The choice between options represented by the upper class ninny Cameron and his upper class ninny foils Johnson and Farage was always a false one. It’s eerily similar to the choice between Clinton and Trump. Smug elitism gets us nowhere beyond the right’s version of internationalized neoliberalism or nationalist xenophobia. Only a strong alternative that looks the middle finger UK voters sent elites in the face can take ground away from the political reactionaries and xenophobes who have punched above their weight.

The referendum took place after four long decades of stagnant incomes, falling expectations and austerity from successive governments. It wasn’t just evil Tories, but New Labour as well, that gleefully transformed the UK economy away from the post-war class compromise (one breaking by the 1970s) towards today’s highly unequal version drunk on globalized finance. In many ways, this wasn’t a referendum on Europe—especially since the UK is out of the Euro, the biggest stick European elites can wield—but on UK elites and the damage they have done to working people.

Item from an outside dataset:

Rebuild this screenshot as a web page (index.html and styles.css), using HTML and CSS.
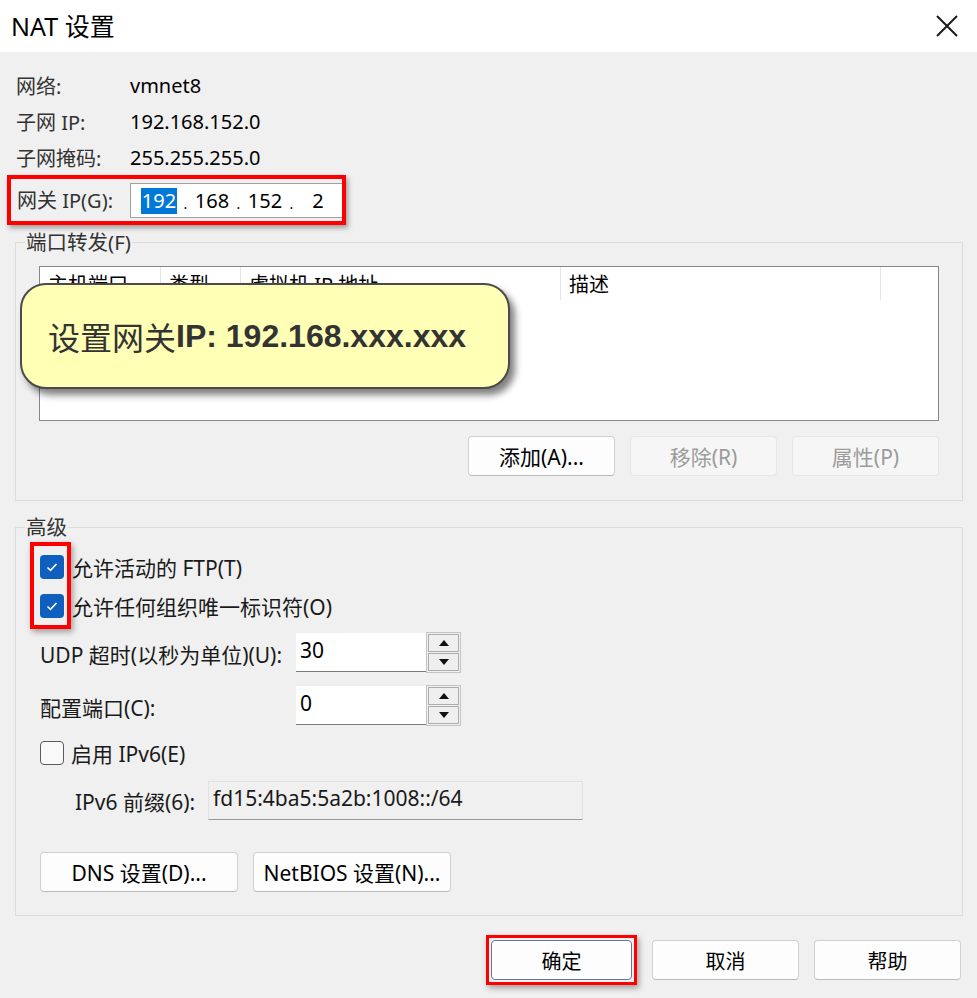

The problem is that the most retrograde section of those same elites, Boris Johnson, Nigel Farage and the rest of their sniveling crew, took advantage of the vacuum and made their xenophobic program the political expression of this anger. Labour’s long foray into enforcing austerity and capping living standards for the many left a long window to build and spread reactionary forces. I hope Corbyn and those around him can push a genuine alternative and pull those who can be pulled away from this misdirected anger without talking down to them. This moment cannot belong to a racist gang of Etonians like Johnson and Farage who have no interest in reversing any of the attacks on regular people and will only pit people against one another, spreading racial hatred. But that will take real work.